Haruka Ozaki et al. Comput Biol Chem. 2016 Aug.

Abstract

Background: As a key mechanism of gene regulation, transcription factors (TFs) bind to DNA by recognizing specific short sequence patterns that are called DNA-binding motifs. A single TF can accept ambiguity within its DNA-binding motifs, which comprise both canonical (typical) and non-canonical motifs. Clarification of such DNA-binding motif ambiguity is crucial for revealing gene regulatory networks and evaluating mutations in cis-regulatory elements. Although chromatin immunoprecipitation sequencing (ChIP-seq) now provides abundant data on the genomic sequences to which a given TF binds, existing motif discovery methods are unable to directly answer whether a given TF can bind to a specific DNA-binding motif.

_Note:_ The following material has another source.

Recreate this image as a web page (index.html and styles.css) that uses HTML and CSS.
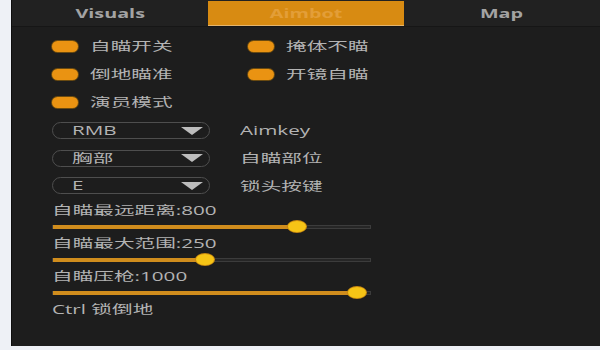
FILE: index.html
```html
<!DOCTYPE html>
<html lang="zh-CN">
<head>
    <meta charset="UTF-8">
    <title>Aimbot</title>
    <link rel="stylesheet" href="styles.css">
</head>
<body>
    <div class="panel">
        <div class="tabs">
            <div class="tab"><span class="txt">Visuals</span></div>
            <div class="tab active"><span class="txt">Aimbot</span></div>
            <div class="tab"><span class="txt">Map</span></div>
        </div>
        <div class="content">
            <div class="toggles">
                <div class="toggle"><span class="dot"></span><span class="txt">自瞄开关</span></div>
                <div class="toggle"><span class="dot"></span><span class="txt">掩体不瞄</span></div>
                <div class="toggle"><span class="dot"></span><span class="txt">倒地瞄准</span></div>
                <div class="toggle"><span class="dot"></span><span class="txt">开镜自瞄</span></div>
                <div class="toggle"><span class="dot"></span><span class="txt">演员模式</span></div>
            </div>
            <div class="selects">
                <div class="select-row">
                    <div class="select"><span class="txt">RMB</span><i class="arrow"></i></div>
                    <label class="txt">Aimkey</label>
                </div>
                <div class="select-row">
                    <div class="select"><span class="txt">胸部</span><i class="arrow"></i></div>
                    <label class="txt">自瞄部位</label>
                </div>
                <div class="select-row">
                    <div class="select"><span class="txt">E</span><i class="arrow"></i></div>
                    <label class="txt">锁头按键</label>
                </div>
            </div>
            <div class="slider">
                <div class="slider-label"><span class="txt">自瞄最远距离:800</span></div>
                <div class="track"><div class="fill" style="width: 77%"><span class="thumb"></span></div></div>
            </div>
            <div class="slider">
                <div class="slider-label"><span class="txt">自瞄最大范围:250</span></div>
                <div class="track"><div class="fill" style="width: 48%"><span class="thumb"></span></div></div>
            </div>
            <div class="slider">
                <div class="slider-label"><span class="txt">自瞄压枪:1000</span></div>
                <div class="track"><div class="fill" style="width: 96%"><span class="thumb"></span></div></div>
            </div>
            <div class="note"><span class="txt">Ctrl 锁倒地</span></div>
        </div>
    </div>
</body>
</html>
```

FILE: styles.css
```css
* {
    margin: 0;
    padding: 0;
    box-sizing: border-box;
}

body {
    background-color: #eef1f6;
    font-family: "Open Sans", "Noto Sans CJK SC", sans-serif;
    font-size: 12px;
    color: #b3b3b3;
    padding-left: 11px;
}

/* the whole UI is drawn stretched wide */
.txt {
    display: inline-block;
    transform: scaleX(1.72);
    transform-origin: left center;
    white-space: nowrap;
}

.panel {
    height: 346px;
    background: #1d1d1d;
    border-left: 1px solid #0e0e0e;
}

.tabs {
    display: flex;
    height: 27px;
    background: #212121;
    border-bottom: 1px solid #161616;
}

.tab {
    flex: 1;
    display: flex;
    align-items: center;
    justify-content: center;
    font-weight: bold;
    font-size: 11.5px;
    color: #a3a3a3;
}

.tab .txt {
    transform-origin: center;
}

.tab.active {
    background: #d88b12;
    color: #e39e38;
    margin-top: 1px;
    border-bottom: 1px solid #e4b56e;
}

.content {
    padding-left: 40px;
    padding-top: 5px;
}

.toggles {
    display: grid;
    grid-template-columns: 196px 196px;
    grid-auto-rows: 28px;
}

.toggle {
    display: flex;
    align-items: center;
    gap: 12px;
}

.dot {
    width: 26px;
    height: 11px;
    border-radius: 6px;
    background: #ea9312;
    box-shadow: 0 0 0 1px #6a4a10;
}

.selects {
    padding-top: 1px;
}

.select-row {
    display: flex;
    align-items: center;
    gap: 30px;
    height: 27.5px;
}

.select {
    width: 158px;
    height: 17px;
    border: 1.5px solid #4e4e4e;
    border-radius: 9px;
    display: flex;
    align-items: center;
    justify-content: space-between;
    padding: 0 6px 0 19px;
}

.arrow {
    width: 0;
    height: 0;
    border-left: 11px solid transparent;
    border-right: 11px solid transparent;
    border-top: 8px solid #bdbdbd;
}

.slider {
    height: 33px;
    padding-top: 3px;
}

.slider-label {
    height: 17px;
    line-height: 16px;
}

.track {
    width: 319px;
    height: 4px;
    margin-top: 5px;
    background: #262626;
    border: 1px solid #3c3c3c;
}

.fill {
    position: relative;
    height: 4px;
    margin-top: -1px;
    background: #d08d1d;
}

.thumb {
    position: absolute;
    top: -4px;
    right: -9px;
    width: 18px;
    height: 11px;
    border-radius: 50%;
    background: #f6c416;
    box-shadow: 0 0 0 1px #c98a10;
}

.note {
    line-height: 16px;
    margin-top: 3px;
}
```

Results: Here, we report a method for clarifying the DNA-binding motif ambiguity, MOCCS. Given ChIP-Seq data of any TF, MOCCS comprehensively analyzes and describes every k-mer to which that TF binds. Analysis of simulated datasets revealed that MOCCS is applicable to various ChIP-Seq datasets, requiring only a few minutes per dataset. Application to the ENCODE ChIP-Seq datasets proved that MOCCS directly evaluates whether a given TF binds to each DNA-binding motif, even if known position weight matrix models do not provide sufficient information on DNA-binding motif ambiguity. Furthermore, users are not required to provide numerous parameters or background genomic sequence models that are typically unavailable. MOCCS is implemented in Perl and R and is freely available via https://github.com/yuifu/moccs.

Conclusions: By complementing existing motif-discovery software, MOCCS will contribute to the basic understanding of how the genome controls diverse cellular processes via DNA-protein interactions.

Keywords: ChIP-Seq; DNA binding motifs; Transcription factors.